* **TASK GOAL**
List all lines in the material below that contain "styles".
BEGIN INFORMATION SHOWN
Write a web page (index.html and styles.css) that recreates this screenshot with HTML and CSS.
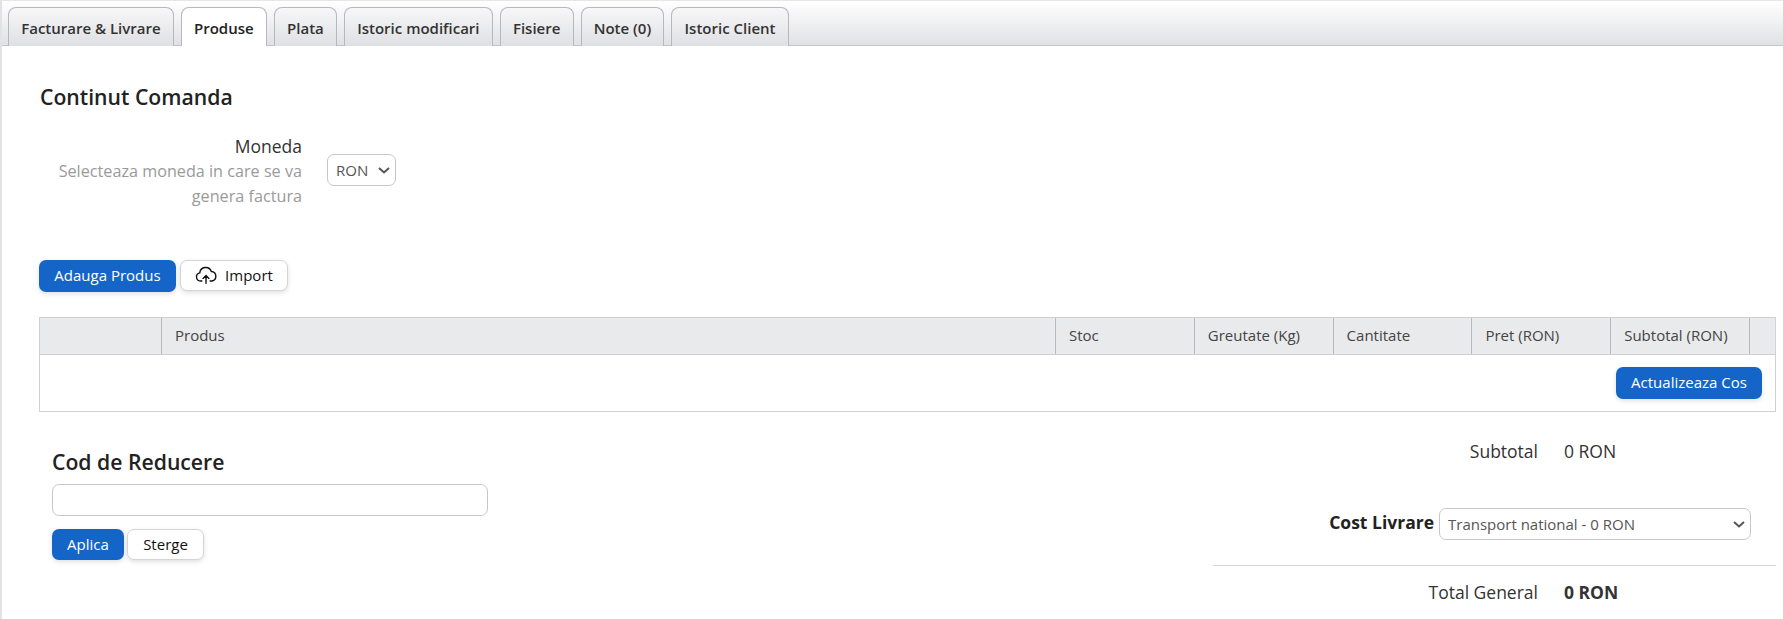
FILE: index.html
```html
<!DOCTYPE html>
<html lang="ro">
<head>
<meta charset="utf-8">
<title>Continut Comanda</title>
<link rel="stylesheet" href="styles.css">
</head>
<body>
<div class="page">
  <nav class="tabs">
    <a class="tab">Facturare &amp; Livrare</a>
    <a class="tab active">Produse</a>
    <a class="tab">Plata</a>
    <a class="tab">Istoric modificari</a>
    <a class="tab">Fisiere</a>
    <a class="tab">Note (0)</a>
    <a class="tab">Istoric Client</a>
  </nav>
  <main class="content">
    <h2 class="title">Continut Comanda</h2>
    <div class="currency">
      <div class="currency-label">
        <div class="label-main">Moneda</div>
        <div class="label-hint">Selecteaza moneda in care se va genera factura</div>
      </div>
      <span class="select-wrap select-wrap-small">
        <select class="select select-small"><option>RON</option></select>
        <svg class="chevron" viewBox="0 0 12 7" width="12" height="7" fill="none" stroke="#555" stroke-width="2"><path d="M1 1l5 4.5L11 1"/></svg>
      </span>
    </div>
    <div class="actions">
      <button class="btn btn-primary btn-add">Adauga Produs</button>
      <button class="btn btn-light btn-import">
        <svg class="cloud" viewBox="0 0 24 24" width="22" height="22" fill="none" stroke="#111" stroke-width="1.5" stroke-linecap="round" stroke-linejoin="round"><path d="M7.5 18.5H6a4.5 4.5 0 0 1-.8-8.9A6.5 6.5 0 0 1 17.8 8.2a5.2 5.2 0 0 1 .7 10.3H16.5"/><path d="M12 21v-8.5M8.8 15.7 12 12.5l3.2 3.2"/></svg>
        <span>Import</span>
      </button>
    </div>
    <div class="cart">
      <div class="cart-head">
        <div class="col col-img"></div>
        <div class="col col-prod">Produs</div>
        <div class="col col-n">Stoc</div>
        <div class="col col-n">Greutate (Kg)</div>
        <div class="col col-n">Cantitate</div>
        <div class="col col-n">Pret (RON)</div>
        <div class="col col-n">Subtotal (RON)</div>
        <div class="col col-end"></div>
      </div>
      <div class="cart-foot">
        <button class="btn btn-primary btn-update">Actualizeaza Cos</button>
      </div>
    </div>
    <div class="bottom">
      <section class="coupon">
        <h3 class="coupon-title">Cod de Reducere</h3>
        <input class="coupon-input" type="text">
        <div class="coupon-actions">
          <button class="btn btn-primary btn-apply">Aplica</button>
          <button class="btn btn-light btn-clear">Sterge</button>
        </div>
      </section>
      <section class="totals">
        <div class="row row-sub"><span class="row-label">Subtotal</span><span class="row-val">0 RON</span></div>
        <div class="row-ship">
          <strong class="ship-label">Cost Livrare</strong>
          <span class="select-wrap">
            <select class="select select-ship"><option>Transport national - 0 RON</option></select>
            <svg class="chevron" viewBox="0 0 12 7" width="12" height="7" fill="none" stroke="#555" stroke-width="2"><path d="M1 1l5 4.5L11 1"/></svg>
          </span>
        </div>
        <div class="row row-total"><span class="row-label">Total General</span><strong class="row-val">0 RON</strong></div>
      </section>
    </div>
  </main>
</div>
</body>
</html>
```

FILE: styles.css
```css
* { box-sizing: border-box; }
html, body { margin: 0; height: 100%; }
body { font-family: "Open Sans", sans-serif; color: #222; background: #fff; overflow: hidden; }
.page { min-height: 619px; border-left: 2px solid #e2e2e2; border-top: 1px solid #e6e6e6; }

.tabs { display: flex; gap: 7px; height: 45px; padding: 6px 0 0 6px; border-bottom: 1px solid #c4c4c8; background: linear-gradient(#fff, #e0e1e5); }
.tab { display: block; height: 39px; padding: 0 12.2px; font-size: 15px; font-weight: 600; line-height: 41px; color: #333; border: 1px solid #b8b8bc; border-bottom: 0; border-radius: 8px 8px 0 0; background: linear-gradient(#f7f7f8, #dfe0e4); }
.tab.active { color: #222; background: #fff; }

.content { padding: 0 0 0 37px; }
.title { margin: 0; padding: 37px 0 0 1px; font-size: 21.2px; line-height: 27px; font-weight: 560; color: #222; }
.currency { display: flex; align-items: flex-start; margin-top: 24px; }
.currency-label { width: 263px; text-align: right; }
.label-main { font-size: 17.5px; line-height: 25px; color: #333; }
.label-hint { font-size: 16.2px; line-height: 25px; color: #9a9a9a; }
.select-wrap { position: relative; display: block; }
.select-wrap-small { margin: 20px 0 0 25px; }
.chevron { position: absolute; right: 6px; top: 50%; margin-top: -3px; pointer-events: none; }
.select { display: block; appearance: none; font-family: inherit; color: #555; background: #fff; border: 1px solid #c8c8c8; border-radius: 7px; font-size: 15px; }
.select-small { width: 69px; height: 32px; padding: 0 2px 0 8px; }

.actions { display: flex; align-items: flex-start; gap: 4px; margin-top: 51px; }
.btn { font-family: inherit; font-size: 15px; border-radius: 7px; cursor: pointer; box-shadow: 0 2px 5px rgba(0,0,0,.12); padding: 0 0 2px; }
.btn-primary { color: #fff; background: #1565c8; border: 0; font-weight: 500; }
.btn-light { color: #111; background: #fff; border: 1px solid #d4d4d4; }
.btn-add { width: 137px; height: 32px; }
.btn-import { display: flex; align-items: center; justify-content: center; gap: 8px; width: 108px; height: 31px; }

.cart { width: 1737px; margin-top: 25px; border: 1px solid #d2d2d6; }
.cart-head { display: flex; height: 37px; background: #e9eaec; border-bottom: 1px solid #d2d2d6; }
.col { height: 36px; padding-left: 13px; font-size: 15px; line-height: 35px; color: #444; border-right: 1px solid #b9b9bd; }
.col-img { width: 122px; }
.col-prod { width: 894px; }
.col-n { width: 138.8px; }
.col-end { flex: 1; border-right: 0; }
.cart-foot { display: flex; justify-content: flex-end; height: 56px; padding: 12px 13px 0 0; }
.btn-update { width: 146px; height: 32px; }

.bottom { display: flex; justify-content: space-between; width: 1737px; }
.coupon { width: 436px; margin-left: 13px; padding-top: 36px; }
.coupon-title { margin: 0; font-size: 21.2px; line-height: 27px; font-weight: 560; color: #222; }
.coupon-input { display: block; width: 436px; height: 32px; margin-top: 9px; border: 1px solid #c8c8c8; border-radius: 7px; background: #fff; }
.coupon-actions { display: flex; gap: 3px; margin-top: 13px; }
.btn-apply { width: 72px; height: 31px; }
.btn-clear { width: 77px; height: 31px; }

.totals { width: 563px; }
.row { display: flex; gap: 26px; font-size: 17.5px; color: #333; }
.row-label { width: 325px; text-align: right; }
.row-sub { padding-top: 26px; height: 96px; line-height: 26px; }
.row-ship { display: flex; align-items: center; justify-content: flex-end; gap: 5px; padding-right: 25px; height: 32px; }
.ship-label { font-size: 17.5px; font-weight: 700; color: #222; line-height: 24px; margin-bottom: 5px; }
.select-ship { width: 312px; height: 32px; padding-left: 8px; }
.row-total { margin-top: 25px; border-top: 1px solid #d8d8d8; padding-top: 13px; line-height: 26px; }
```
END INFORMATION SHOWN
* **PROBLEM SOLUTION**
Write a web page (index.html and styles.css) that recreates this screenshot with HTML and CSS.
<link rel="stylesheet" href="styles.css">
FILE: styles.css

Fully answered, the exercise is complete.